On dit alors: 《un tel a acquis la gnose libératrice》.

  4. Gnose désigne également une attitude intellectuelle particulière en face des mystères de la révélation. C'est une attitude d'Elucidation à tout prix. Ni la création, ni même la vie intérieure de Dieu ne comportent de mystères que l'esprit humain (lui-même divin d'ailleurs), ne soit capable de comprendre. Cette attitude d'esprit est tout à fait étrangère à l'Eglise, laquelle enseigne que les mystères ne sont pas faits pour être compris, mais pour être contemplés. Telle est la vraie sagesse.

  5.  Gnose désigne enfin, dans un sens tout à fait général, la Théologie de la religion universelle à laquelle les sociétés de pensée et les congrégations initiatiques travaillent mondialement. Dans ce sens, gnose est alors synonyme d'ésotérisme.

  Comment ne pas voir que ce malheureux mot servirait finalement à faire pénétrer dans notre "Science de Dieu" toutes sortes de données provenant de la fausse mystique et de l'ésotérisme le plus hétérodoxe? C'est tellement évident que l'on se demande si tel n'est pas précisément le but de la manœuvre.
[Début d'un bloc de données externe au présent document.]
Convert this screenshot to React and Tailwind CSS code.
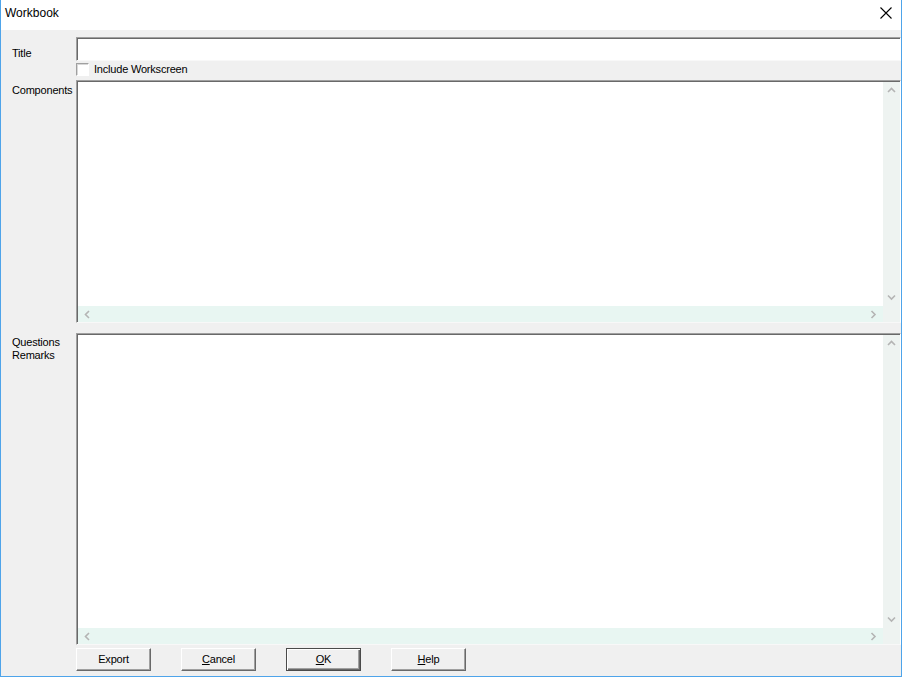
import React from "react";

function Chevron({ dir }) {
  const pts = {
    up: "1,5 4.5,1.5 8,5",
    down: "1,1.5 4.5,5 8,1.5",
    left: "5,1 1.5,4.5 5,8",
    right: "1.5,1 5,4.5 1.5,8",
  }[dir];
  const vertical = dir === "up" || dir === "down";
  return (
    <svg
      width={vertical ? 9 : 7}
      height={vertical ? 7 : 9}
      viewBox={vertical ? "0 0 9 7" : "0 0 7 9"}
      className="block"
    >
      <polyline points={pts} fill="none" stroke="#b4b4b4" strokeWidth="1.6" />
    </svg>
  );
}

function ScrollBox({ className }) {
  return (
    <div
      className={
        "flex flex-col border-t border-l border-r border-b border-t-[#a0a0a0] border-l-[#a0a0a0] border-r-white border-b-[#f8f8f8] shadow-[inset_1px_1px_0_#696969] " +
        className
      }
    >
      <div className="flex flex-1 min-h-0 pt-[1px] pl-[1px]">
        <div className="flex-1 bg-white" />
        <div className="w-[17px] bg-[#eef3f1] flex flex-col items-center justify-between py-[5px]">
          <Chevron dir="up" />
          <Chevron dir="down" />
        </div>
      </div>
      <div className="flex h-[16px] pl-[1px]">
        <div className="flex-1 bg-[#e8f6f2] flex items-center justify-between px-[6px]">
          <Chevron dir="left" />
          <Chevron dir="right" />
        </div>
        <div className="w-[17px] bg-[#eef3f1]" />
      </div>
    </div>
  );
}

function Btn({ children, isDefault }) {
  return (
    <div
      className={
        "w-[75px] h-[23px] flex items-center justify-center text-[11px] text-black bg-[#f0f0f0] " +
        (isDefault
          ? "border border-[#4a4a4a] shadow-[inset_1px_1px_0_#ffffff,inset_-1px_-1px_0_#696969,inset_-2px_-2px_0_#a0a0a0]"
          : "border-t border-l border-r border-b border-t-white border-l-white border-r-[#696969] border-b-[#696969] shadow-[inset_-1px_-1px_0_#a0a0a0]")
      }
    >
      {children}
    </div>
  );
}

export default function App() {
  return (
    <div className="w-[902px] h-[677px] flex flex-col bg-[#f0f0f0] border-l border-r border-b border-[#4ea4ea] font-['Liberation_Sans',Arial,sans-serif] text-black overflow-hidden">
      {/* title bar */}
      <div className="h-[30px] bg-white flex items-start justify-between shrink-0">
        <div className="text-[12px] leading-[14px] pl-[4px] pt-[6px]">Workbook</div>
        <div className="pt-[7px] pr-[9px]">
          <svg width="12" height="12" viewBox="0 0 12 12" className="block">
            <path d="M0.5 0.5 L11.5 11.5 M11.5 0.5 L0.5 11.5" stroke="#000" strokeWidth="1.1" />
          </svg>
        </div>
      </div>

      {/* body */}
      <div className="flex-1 flex flex-col pl-[11px] pt-[7px] text-[11px] leading-[13px] tracking-[-0.2px]">
        {/* Title row */}
        <div className="flex h-[24px]">
          <div className="w-[64px] pt-[10px]">Title</div>
          <div className="flex-1 bg-white border-t border-l border-r border-b border-t-[#a0a0a0] border-l-[#a0a0a0] border-r-white border-b-[#f8f8f8] shadow-[inset_1px_1px_0_#696969]" />
        </div>
        {/* checkbox row */}
        <div className="flex h-[13px] mt-[2px]">
          <div className="w-[64px]" />
          <div className="flex items-center">
            <div className="w-[13px] h-[13px] bg-white border-t border-l border-r border-b border-t-[#a0a0a0] border-l-[#a0a0a0] border-r-white border-b-white shadow-[inset_1px_1px_0_#d8d8d8]" />
            <span className="ml-[5px]">Include Workscreen</span>
          </div>
        </div>
        {/* Components */}
        <div className="flex h-[243px] mt-[4px]">
          <div className="w-[64px] pt-[4px]">Components</div>
          <ScrollBox className="flex-1" />
        </div>
        {/* Questions */}
        <div className="flex h-[312px] mt-[10px]">
          <div className="w-[64px] pt-[3px]">
            <div>Questions</div>
            <div>Remarks</div>
          </div>
          <ScrollBox className="flex-1" />
        </div>
        {/* Buttons */}
        <div className="flex h-[23px] mt-[3px]">
          <div className="w-[64px]" />
          <div className="flex gap-[30px]">
            <Btn>Export</Btn>
            <Btn>
              <span className="underline">C</span>ancel
            </Btn>
            <Btn isDefault>
              <span className="underline">O</span>K
            </Btn>
            <Btn>
              <span className="underline">H</span>elp
            </Btn>
          </div>
        </div>
      </div>
    </div>
  );
}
  Une telle adoption serait aussi désastreuse pour la doctrine que le nouvel "Ordo Missae" la été pour le culte. Il est d'ailleurs vraisemblable que la Bonne Gnose et le Nouvel Ordo sortent du meme bocal. Il a été souvent démontré que ce bocal est maçonnique.

Jean Vaquié 

 

CONCLUSION D'ALLIANCE DU TRONE ET DE L'AUTEL

  Cette analyse a été choisie car elle est formatrice, ça n'est d'ailleurs pas pour rien que Jean Mgr Lefebvre avait remercié Jean Vaquié pour ses travaux sur l'école moderne de l'ésotérisme chrétien.